Planning a Gradient Spin

Starting January 1st, I’m hosting a gradient spinalong on the Spanish Peacock Flock Facebook group. (If you’re interested in joining the spinalong, you can learn more about it here).

I am still debating which to choose of the many gradient braids in my stash – hey, I have two days left to decide! I polled both Instagram and Facebook, and the responses were pretty evenly split between these two beauties, both haunui-silk blends from Allons-y! Fiber Arts.

My two fiber options for the New Year's gradient spinalong
My two fiber options for the New Year’s gradient spinalong

But whichever beautiful braid I end up spinning, I have to answer the same question: what is the best technique to spin and ply a gradient?

As always, the answer is “it depends!” It really helps to plan ahead. This is an area where I’m still improving. And for a gradient yarn, it helps immensely to decide how you will ply before you even start spinning.

Chain plying (also known as Navajo plying) offers the best color preservation in the final product, because the singles yarn is folded back on itself in a crochet-like-looping technique. Because of how the yarn folds back on itself, you can only get a three ply (or multiples of three, if you are particularly dexterous). Additionally, chain plying guarantees no leftover singles yarn due to different lengths of singles, making it a great option if you have a particularly precious fiber where you want to maximize how much of it ends up in the yarn. On the other hand, some people find it challenging to manage the singles yarn. Others dislike chain plying because of the small lump it creates in the yarn when the singles changes direction.

Chain plying can leave lumps in the yarn when the singles bends back on itself
Chain plying can leave lumps in the yarn when the singles bends back on itself

The other option involves plying separate singles. This offers the flexibility in the number of plies, since the yarn can be two (or three or four or however many) ply. Unfortunately it can be very fiddly to split the braid along its length and make sure the pieces are even (which we experienced with the Fractal spinalong earlier this year). And no matter how careful you are, your singles will never perfectly match up, so there will be some blending of the colors where the transitions occur.

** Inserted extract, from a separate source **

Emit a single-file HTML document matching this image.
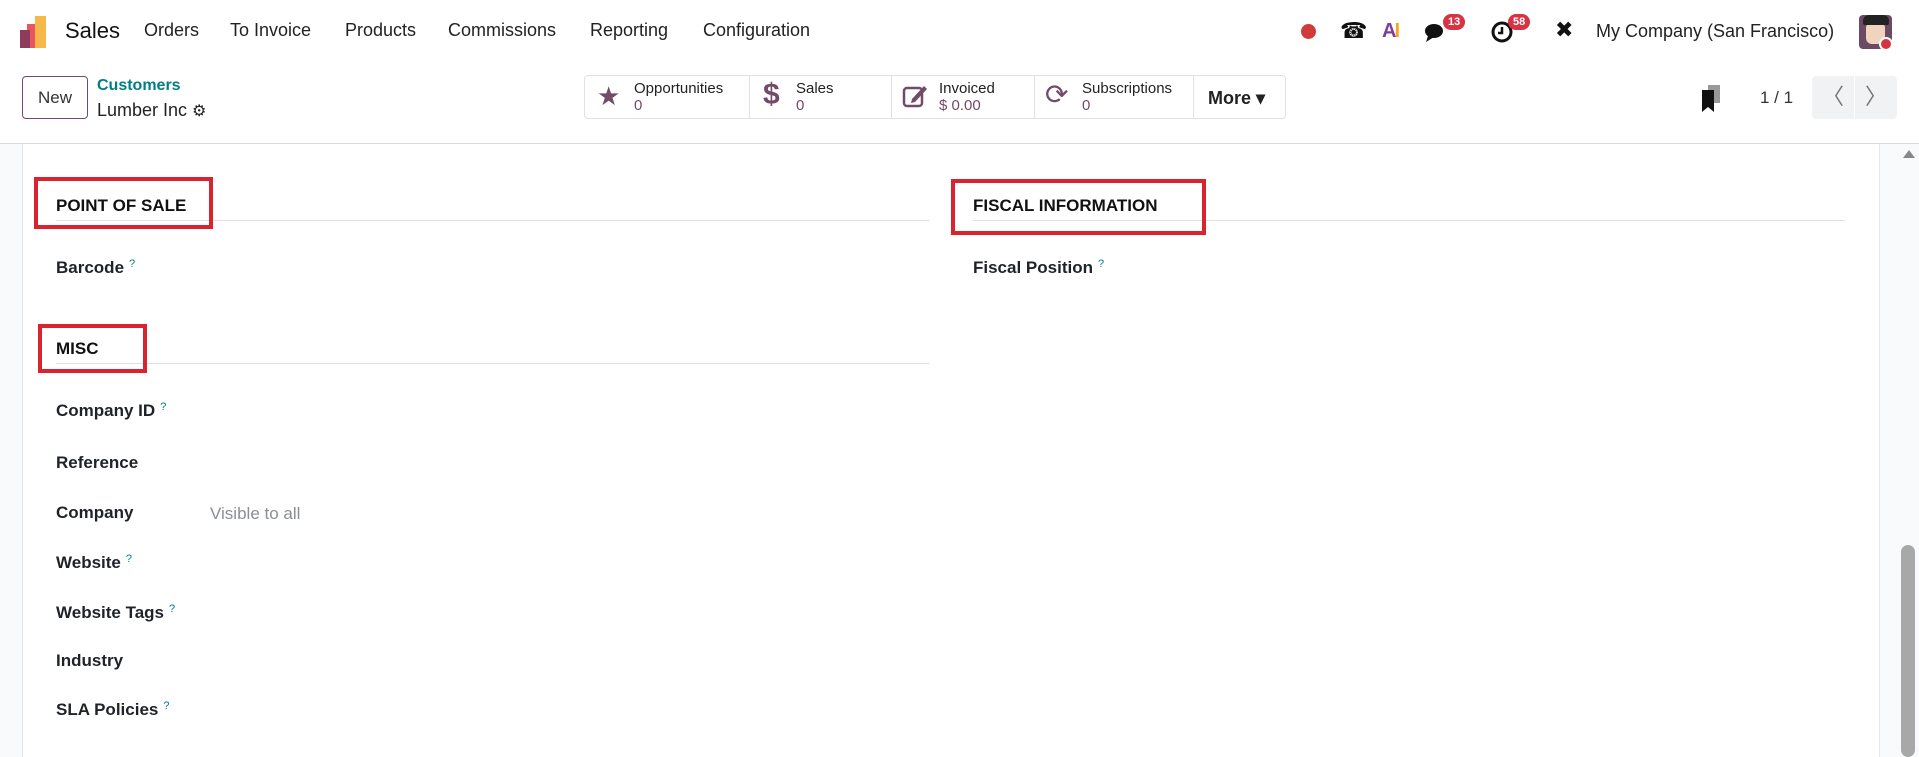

(Obviously braids of combed top aren’t the only fiber prep that can be used to spin a gradient, but that’s what I’m focusing on since that’s what I’m spinning! Rolags and punis can also be gradient-colored, and you can even assemble your own gradient spin from different items in your stash, as long as they were the same or very similar fibers.)

If you opt to chain-ply, you can jump in and start spinning with a minimum of fiber prep. If you decided on separate singles, on the other hand, you first need to divide the braid into however many plies you want for your final yarn. In both cases, pre-drafting helps keep the color transitions clean while you spin. (Another lesson I learned during the Fractal spinalong!) Pre-draft by fluffing your braid sideways, and then stretching the fibers carefully away from each other lengthwise. Counterintuitively, predrafting also makes spinning faster, because you will waste less time drafting compacted fibers and teasing out slubs.

In my case – I’m going to split the braid in half lengthwise, then spin and ply two gradient singles. I want a two ply yarn for the crisp definition it adds to lace knitting. And I’m abysmal when it comes to chain plying. I still haven’t plied my Tour de Fleece 2020 singles, which were designed to create a gradient from black, to orange, to black again. And I haven’t plied most of my other spinning projects because I need to practice chain plying but I don’t want to! It requires more concentration than I usually can spare.

Guess I better quit typing and start splitting my braid! Only… which one?